Mid-Vegetative Soybean Flooding and Water-Logging

Soybean fields flooded during mid-vegetative development can have a reduction in root and shoot growth, nodulation, photosynthesis, and ultimately yield potential.

What to Consider

Soybeans can be at a variety of growth stages during midseason. Partially submerged plants have an increased chance of survival compared to completely submerged soybean plants. Water-logging, where roots are flooded without plant submergence, is also common. Several factors influence potential soybean damage:

  • Growth stage during flooding/ponding
  • Length of time plants were flooded/ponded
  • Temperature (soil and air)
  • Drying rate and soil type

Yield Impact

Yield loss results from reduced root growth, shoot growth, nodulation, nitrogen (N) fixation, photosynthesis, biomass accumulation, stomatal conductance, and plant death from disease and physiological stress.

Soybeans completely submerged for 48 to 96 hours generally survive.1,2

Flooding for four (or more) days delays plant growth, shortens plants, and reduces node number.

Flooding for six days or more is expected to have a negative effect on yield.

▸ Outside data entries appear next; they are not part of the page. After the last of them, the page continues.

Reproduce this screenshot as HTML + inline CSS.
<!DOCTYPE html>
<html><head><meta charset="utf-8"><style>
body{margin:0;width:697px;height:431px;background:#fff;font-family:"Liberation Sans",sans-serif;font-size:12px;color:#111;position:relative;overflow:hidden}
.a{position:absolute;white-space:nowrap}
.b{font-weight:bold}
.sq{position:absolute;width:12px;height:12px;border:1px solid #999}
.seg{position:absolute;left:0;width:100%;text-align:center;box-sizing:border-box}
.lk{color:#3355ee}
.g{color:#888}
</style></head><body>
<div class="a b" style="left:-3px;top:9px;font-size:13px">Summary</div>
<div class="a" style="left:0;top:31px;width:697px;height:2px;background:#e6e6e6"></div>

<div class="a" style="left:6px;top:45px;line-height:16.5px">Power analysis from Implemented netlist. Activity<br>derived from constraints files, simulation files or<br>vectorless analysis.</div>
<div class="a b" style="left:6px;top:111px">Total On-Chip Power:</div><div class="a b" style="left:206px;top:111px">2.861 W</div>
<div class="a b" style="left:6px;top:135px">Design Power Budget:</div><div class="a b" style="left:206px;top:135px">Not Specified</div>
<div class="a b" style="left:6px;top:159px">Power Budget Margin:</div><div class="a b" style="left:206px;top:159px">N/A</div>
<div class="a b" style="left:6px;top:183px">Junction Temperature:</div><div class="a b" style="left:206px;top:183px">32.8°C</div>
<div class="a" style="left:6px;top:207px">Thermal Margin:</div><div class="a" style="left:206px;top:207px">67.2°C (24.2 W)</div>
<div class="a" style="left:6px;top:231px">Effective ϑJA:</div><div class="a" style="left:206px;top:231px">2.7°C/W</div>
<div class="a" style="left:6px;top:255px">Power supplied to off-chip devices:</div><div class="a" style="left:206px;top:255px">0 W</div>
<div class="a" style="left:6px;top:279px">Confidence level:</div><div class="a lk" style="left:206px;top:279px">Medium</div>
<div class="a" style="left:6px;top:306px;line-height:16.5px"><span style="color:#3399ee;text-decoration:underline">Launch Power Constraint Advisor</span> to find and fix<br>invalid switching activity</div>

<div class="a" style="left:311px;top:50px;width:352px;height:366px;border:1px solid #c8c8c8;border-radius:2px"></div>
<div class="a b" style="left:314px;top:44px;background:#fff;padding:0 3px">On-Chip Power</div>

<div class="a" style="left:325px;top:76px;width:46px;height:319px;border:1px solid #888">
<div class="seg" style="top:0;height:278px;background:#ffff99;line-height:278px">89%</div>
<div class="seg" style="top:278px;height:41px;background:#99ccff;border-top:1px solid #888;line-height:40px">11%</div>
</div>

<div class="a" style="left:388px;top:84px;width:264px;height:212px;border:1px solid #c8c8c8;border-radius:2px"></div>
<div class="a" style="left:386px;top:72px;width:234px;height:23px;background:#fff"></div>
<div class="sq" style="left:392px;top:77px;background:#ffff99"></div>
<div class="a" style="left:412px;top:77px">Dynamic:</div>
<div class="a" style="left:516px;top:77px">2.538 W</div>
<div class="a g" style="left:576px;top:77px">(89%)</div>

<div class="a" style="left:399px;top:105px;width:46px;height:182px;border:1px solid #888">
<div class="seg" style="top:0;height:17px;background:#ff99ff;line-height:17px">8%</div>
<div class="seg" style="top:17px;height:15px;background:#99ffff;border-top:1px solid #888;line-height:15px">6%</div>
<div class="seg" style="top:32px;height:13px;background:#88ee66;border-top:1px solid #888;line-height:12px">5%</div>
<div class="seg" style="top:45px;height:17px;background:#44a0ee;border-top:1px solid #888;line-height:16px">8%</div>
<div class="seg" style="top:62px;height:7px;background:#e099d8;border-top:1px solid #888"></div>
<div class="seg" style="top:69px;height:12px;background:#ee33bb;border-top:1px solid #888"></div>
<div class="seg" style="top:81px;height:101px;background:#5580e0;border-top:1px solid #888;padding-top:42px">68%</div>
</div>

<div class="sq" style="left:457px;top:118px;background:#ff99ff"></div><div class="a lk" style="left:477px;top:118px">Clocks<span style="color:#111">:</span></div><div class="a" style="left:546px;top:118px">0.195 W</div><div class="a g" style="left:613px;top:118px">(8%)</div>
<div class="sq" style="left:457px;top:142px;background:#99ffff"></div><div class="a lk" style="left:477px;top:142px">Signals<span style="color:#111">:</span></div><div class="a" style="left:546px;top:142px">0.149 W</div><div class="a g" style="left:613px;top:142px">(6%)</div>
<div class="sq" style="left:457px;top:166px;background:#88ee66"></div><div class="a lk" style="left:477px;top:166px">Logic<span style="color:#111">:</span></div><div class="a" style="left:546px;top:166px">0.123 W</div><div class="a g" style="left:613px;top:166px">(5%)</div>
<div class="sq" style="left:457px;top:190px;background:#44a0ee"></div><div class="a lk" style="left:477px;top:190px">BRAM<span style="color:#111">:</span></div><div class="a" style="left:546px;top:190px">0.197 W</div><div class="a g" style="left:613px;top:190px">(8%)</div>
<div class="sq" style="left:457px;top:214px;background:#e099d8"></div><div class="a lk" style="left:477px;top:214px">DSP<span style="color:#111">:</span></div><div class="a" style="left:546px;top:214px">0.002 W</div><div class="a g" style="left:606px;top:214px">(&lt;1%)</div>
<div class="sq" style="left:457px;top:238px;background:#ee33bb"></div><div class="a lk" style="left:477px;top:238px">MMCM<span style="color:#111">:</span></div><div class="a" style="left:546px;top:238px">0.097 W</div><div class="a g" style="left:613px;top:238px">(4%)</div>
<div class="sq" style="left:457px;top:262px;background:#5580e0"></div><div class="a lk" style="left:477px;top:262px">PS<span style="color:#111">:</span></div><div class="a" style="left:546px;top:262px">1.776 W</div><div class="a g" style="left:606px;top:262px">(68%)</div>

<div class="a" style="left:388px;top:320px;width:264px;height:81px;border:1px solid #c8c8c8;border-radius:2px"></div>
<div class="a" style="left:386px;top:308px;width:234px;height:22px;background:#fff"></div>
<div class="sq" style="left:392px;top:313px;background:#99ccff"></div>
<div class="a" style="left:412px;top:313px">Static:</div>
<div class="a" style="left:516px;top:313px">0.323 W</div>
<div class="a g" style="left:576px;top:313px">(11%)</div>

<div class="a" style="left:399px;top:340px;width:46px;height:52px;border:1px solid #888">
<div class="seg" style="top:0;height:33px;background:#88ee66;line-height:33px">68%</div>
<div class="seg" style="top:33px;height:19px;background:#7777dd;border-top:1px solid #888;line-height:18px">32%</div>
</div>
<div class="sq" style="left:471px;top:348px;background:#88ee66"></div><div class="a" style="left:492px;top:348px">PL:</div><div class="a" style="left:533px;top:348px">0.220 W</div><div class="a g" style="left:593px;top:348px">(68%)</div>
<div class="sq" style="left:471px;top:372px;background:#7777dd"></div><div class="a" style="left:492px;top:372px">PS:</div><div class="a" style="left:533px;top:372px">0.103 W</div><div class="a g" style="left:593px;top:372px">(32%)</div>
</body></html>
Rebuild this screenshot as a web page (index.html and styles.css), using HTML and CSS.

· A week of flooding may result in significant or 100 percent stand loss.1

· Wide range of yield loss may be experienced depending on environmental conditions and soil types (Table 1). In cooler temperatures, submerged plants are expected to live longer with slowed respiration. Warm temperatures increase respiration and oxygen is consumed quickly.3

· Potential soybean yield loss from water-logging could be 17 to 43 percent during vegetative stages and 50 to 56 percent during reproductive stages.2

· Presence of soil borne diseases and differences in soil texture affect the response of plants to flooding.

Figure 1. Partially submerged plants have an increased chance of survival compared to completely submerged plants.